III. Antikhos döneminde Komagene oldukça güçlü bir konuma ulaşmıştı. Onun ölümünden sonra Romalı Komutan Germanicus MS. 18'de Komagene'yi Roma'nın Suriye eyaletine bağladı. Roma İmparatoru Caligula IV. Antiokhos'a babasından alınan Komagene krallığını geri verdi. M.S. 38'de Komagene yeniden bağımsızlığını kazandı. Bu dönemde ülkenin sınırları batıya ve doğuya doğru genişledi. Neron döneminde Part savaşlarında gösterdiği yararlılıklardan ötürü doğu bölgesinin bir bölümü Romalılarca IV. Antiokhos'a verildi. Bu dostluk sonradan bozuldu. Roma komutanı Verpasiannus, Yahudi savaşları sırasında IV. Antiokhos'u tahttan indirdi. Ve MS. 72'de Komagene'nin bağımsızlığına son verdi. Ülke yeniden Roma'nın Suriye eyaletine bağlandı. Perslerle sınır komşusu olmaları Romalıların çıkarları yönünden büyük önem taşıyordu. Zaten Romalıların meşhur yol politikaları vardır. "Her yol Roma'ya çıkar" sözünün kaynağı da buradan gelmektedir. Böylesine bir politika izleyen Roma'nın sratejik geçiş coğrafyasına sahip Komagene'ye de yollar inşa etmesi doğası gereğidir. Nitekim bu dönemde Samsat büyük bir askeri garnizon durumuna geldi. Romalılar askeri amaçlarla bölgeyi boydan boya geçen bir yol yaptırdılar. Bu yol, Malatya'dan kestirme olarak dağlık bölgeden geçerek Kahta'ya inmekte, oradan Adıyaman'ın kuzeyindeki Pirin kentine, oradan Samsat'a varmaktaydı. Samsat'tan da Fırat kıyısını izleyerek güneye inmektedir. Yolun geçtiği Kahta çayı ve Göksü üzerinde köprü yaptırmışlardır.

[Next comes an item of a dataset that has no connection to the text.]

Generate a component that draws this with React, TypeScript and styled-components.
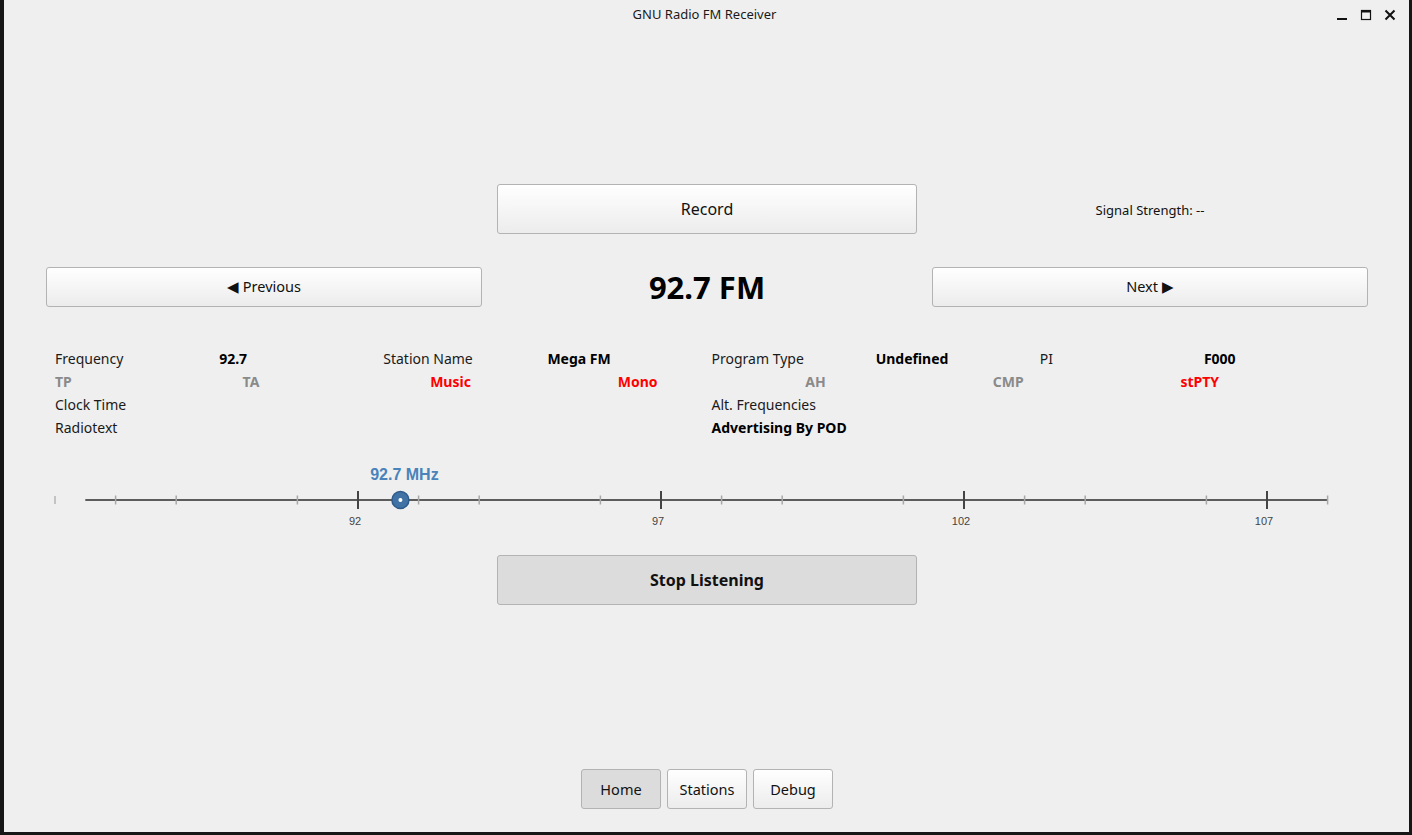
import styled, { createGlobalStyle } from "styled-components";

const GlobalStyle = createGlobalStyle`
  html, body {
    margin: 0;
    padding: 0;
    background: #161616;
  }
  * { box-sizing: border-box; }
`;

const UI_FONT = `"Noto Sans", "Open Sans", sans-serif`;

const PX_PER_MHZ = 60.6;
const fx = (f: number) => 312 + (f - 92) * PX_PER_MHZ;

const MINOR = [88, 89, 91, 93, 94, 96, 98, 99, 101, 103, 104, 106, 108];
const MAJOR = [92, 97, 102, 107];

type Tone = "plain" | "value" | "dim" | "alert";

const row1: { text: string; tone: Tone }[] = [
    { text: "Frequency", tone: "plain" },
    { text: "92.7", tone: "value" },
    { text: "Station Name", tone: "plain" },
    { text: "Mega FM", tone: "value" },
    { text: "Program Type", tone: "plain" },
    { text: "Undefined", tone: "value" },
    { text: "PI", tone: "plain" },
    { text: "F000", tone: "value" },
];

const row2: { text: string; tone: Tone }[] = [
    { text: "TP", tone: "dim" },
    { text: "TA", tone: "dim" },
    { text: "Music", tone: "alert" },
    { text: "Mono", tone: "alert" },
    { text: "AH", tone: "dim" },
    { text: "CMP", tone: "dim" },
    { text: "stPTY", tone: "alert" },
];

export default function App() {
    const freq = 92.7;

    return (
        <>
            <GlobalStyle />
            <Window>
                <TitleBar>
                    <Title>GNU Radio FM Receiver</Title>
                    <WindowControls>
                        <WinButton aria-label="minimize">
                            <svg width="12" height="12" viewBox="0 0 12 12">
                                <rect x="1" y="9" width="10" height="2" fill="#111" />
                            </svg>
                        </WinButton>
                        <WinButton aria-label="maximize">
                            <svg width="12" height="12" viewBox="0 0 12 12">
                                <rect x="1.5" y="1.5" width="9" height="9" fill="none" stroke="#111" strokeWidth="1.2" />
                                <rect x="1.5" y="1.5" width="9" height="2" fill="#111" />
                            </svg>
                        </WinButton>
                        <WinButton aria-label="close">
                            <svg width="12" height="12" viewBox="0 0 12 12">
                                <path d="M1.5 1.5 L10.5 10.5 M10.5 1.5 L1.5 10.5" stroke="#111" strokeWidth="2" />
                            </svg>
                        </WinButton>
                    </WindowControls>
                </TitleBar>

                <Content>
                    <Controls>
                        <span />
                        <Cell>
                            <BigButton>Record</BigButton>
                        </Cell>
                        <Cell>
                            <Signal>Signal Strength: --</Signal>
                        </Cell>

                        <NavButton>◀ Previous</NavButton>
                        <Cell>
                            <Station>92.7 FM</Station>
                        </Cell>
                        <NavButton>Next ▶</NavButton>
                    </Controls>

                    <Info>
                        <InfoRow $cols={8}>
                            {row1.map((c) => (
                                <InfoText key={c.text} $tone={c.tone}>{c.text}</InfoText>
                            ))}
                        </InfoRow>
                        <InfoRow $cols={7}>
                            {row2.map((c) => (
                                <InfoText key={c.text} $tone={c.tone}>{c.text}</InfoText>
                            ))}
                        </InfoRow>
                        <InfoRow $cols={2}>
                            <InfoText $tone="plain">Clock Time</InfoText>
                            <InfoText $tone="plain">Alt. Frequencies</InfoText>
                        </InfoRow>
                        <InfoRow $cols={2}>
                            <InfoText $tone="plain">Radiotext</InfoText>
                            <InfoText $tone="value">Advertising By POD</InfoText>
                        </InfoRow>
                    </Info>

                    <Tuner>
                        <TunerLabelRow>
                            <TunerLabel style={{ left: fx(freq) + 4 }}>{freq} MHz</TunerLabel>
                        </TunerLabelRow>
                        <svg width="1322" height="50" viewBox="0 0 1322 50">
                            <line x1={fx(87)} y1="11" x2={fx(87)} y2="19" stroke="#b4b4b4" strokeWidth="1.5" />
                            <line x1={fx(87.5)} y1="15" x2={fx(108)} y2="15" stroke="#5c5c5c" strokeWidth="2" />
                            {MINOR.map((f) => (
                                <line key={f} x1={fx(f)} y1="10.5" x2={fx(f)} y2="19.5" stroke="#a8a8a8" strokeWidth="1.5" />
                            ))}
                            {MAJOR.map((f) => (
                                <g key={f}>
                                    <line x1={fx(f)} y1="6" x2={fx(f)} y2="24" stroke="#444" strokeWidth="2" />
                                    <text
                                        x={fx(f) - 3}
                                        y="40"
                                        textAnchor="middle"
                                        fontFamily='"Liberation Sans", Arial, sans-serif'
                                        fontSize="11"
                                        fill="#444"
                                    >
                                        {f}
                                    </text>
                                </g>
                            ))}
                            <circle cx={fx(freq)} cy="15" r="8.5" fill="#4172a6" stroke="#2e5b8a" strokeWidth="1.5" />
                            <circle cx={fx(freq)} cy="15" r="2" fill="#fff" />
                        </svg>
                    </Tuner>

                    <Center>
                        <BigButton $pressed $bold>Stop Listening</BigButton>
                    </Center>

                    <Tabs>
                        <TabButton $active>Home</TabButton>
                        <TabButton>Stations</TabButton>
                        <TabButton>Debug</TabButton>
                    </Tabs>
                </Content>
            </Window>
        </>
    );
}

const Window = styled.div`
    margin-left: 4px;
    width: 1405px;
    height: 832px;
    background: #efefef;
    display: flex;
    flex-direction: column;
    font-family: ${UI_FONT};
    color: #111;
`;

const TitleBar = styled.div`
    position: relative;
    height: 28px;
    display: flex;
    align-items: center;
    justify-content: center;
`;

const Title = styled.div`
    font-size: 13px;
    color: #1a1a1a;
    margin-left: -4px;
`;

const WindowControls = styled.div`
    position: absolute;
    right: 12px;
    top: 8px;
    display: flex;
    gap: 10px;
`;

const WinButton = styled.div`
    width: 14px;
    height: 14px;
    display: flex;
    align-items: center;
    justify-content: center;
`;

const Content = styled.div`
    flex: 1;
    display: flex;
    flex-direction: column;
    padding: 156px 41px 23px 42px;
`;

const Controls = styled.div`
    display: grid;
    grid-template-columns: 436px 1fr 436px;
    grid-template-rows: 50px 40px;
    row-gap: 33px;
`;

const Cell = styled.div`
    display: flex;
    align-items: center;
    justify-content: center;
`;

const buttonBase = `
    border: 1px solid #b3b3b3;
    border-radius: 3px;
    background: linear-gradient(#ffffff, #ececec);
    font-family: ${UI_FONT};
    color: #111;
    display: flex;
    align-items: center;
    justify-content: center;
    padding: 0;
    cursor: pointer;
`;

const BigButton = styled.button<{ $pressed?: boolean; $bold?: boolean }>`
    ${buttonBase}
    width: 420px;
    height: 50px;
    font-size: 16px;
    font-weight: ${({ $bold }) => ($bold ? 700 : 400)};
    background: ${({ $pressed }) => ($pressed ? "#dcdcdc" : "linear-gradient(#ffffff, #ececec)")};
`;

const NavButton = styled.button`
    ${buttonBase}
    width: 436px;
    height: 40px;
    font-size: 14.5px;
    padding-bottom: 2px;
`;

const Signal = styled.div`
    font-size: 13px;
    color: #111;
    padding-top: 2px;
`;

const Station = styled.div`
    font-size: 31px;
    font-weight: 700;
    color: #000;
`;

const Info = styled.div`
    margin-top: 40px;
    padding-left: 9px;
    display: flex;
    flex-direction: column;
`;

const InfoRow = styled.div<{ $cols: number }>`
    display: grid;
    grid-template-columns: repeat(${({ $cols }) => $cols}, 1fr);
    height: 23px;
    align-items: center;
`;

const toneColor: Record<Tone, string> = {
    plain: "#1a1a1a",
    value: "#000",
    dim: "#8a8a8a",
    alert: "#ff0000",
};

const InfoText = styled.span<{ $tone: Tone }>`
    font-size: 14px;
    white-space: nowrap;
    color: ${({ $tone }) => toneColor[$tone]};
    font-weight: ${({ $tone }) => ($tone === "plain" ? 400 : 700)};
`;

const Tuner = styled.div`
    margin-top: 26px;
    display: flex;
    flex-direction: column;
`;

const TunerLabelRow = styled.div`
    position: relative;
    height: 20px;
`;

const TunerLabel = styled.div`
    position: absolute;
    top: 0;
    transform: translateX(-50%);
    font-family: "Liberation Sans", Arial, sans-serif;
    font-weight: 700;
    font-size: 16px;
    line-height: 20px;
    color: #4a82ba;
    white-space: nowrap;
`;

const Center = styled.div`
    margin-top: 20px;
    display: flex;
    justify-content: center;
`;

const Tabs = styled.div`
    margin-top: auto;
    display: flex;
    justify-content: center;
    gap: 6px;
`;

const TabButton = styled.button<{ $active?: boolean }>`
    ${buttonBase}
    width: 80px;
    height: 40px;
    font-size: 14.5px;
    background: ${({ $active }) => ($active ? "#dcdcdc" : "linear-gradient(#ffffff, #ececec)")};
`;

Perslerle Romalılar arasında süregiden çatışmalar yöre halkına zarar verdiği gibi bölgenin gelişimini de engellemiştir. Birçok kez saldırılara uğramıştır. MS. 256'da Samsat Sasani hükümdarı I. Şapur ordularınca ele geçirilip yakılıp yıkılmıştır.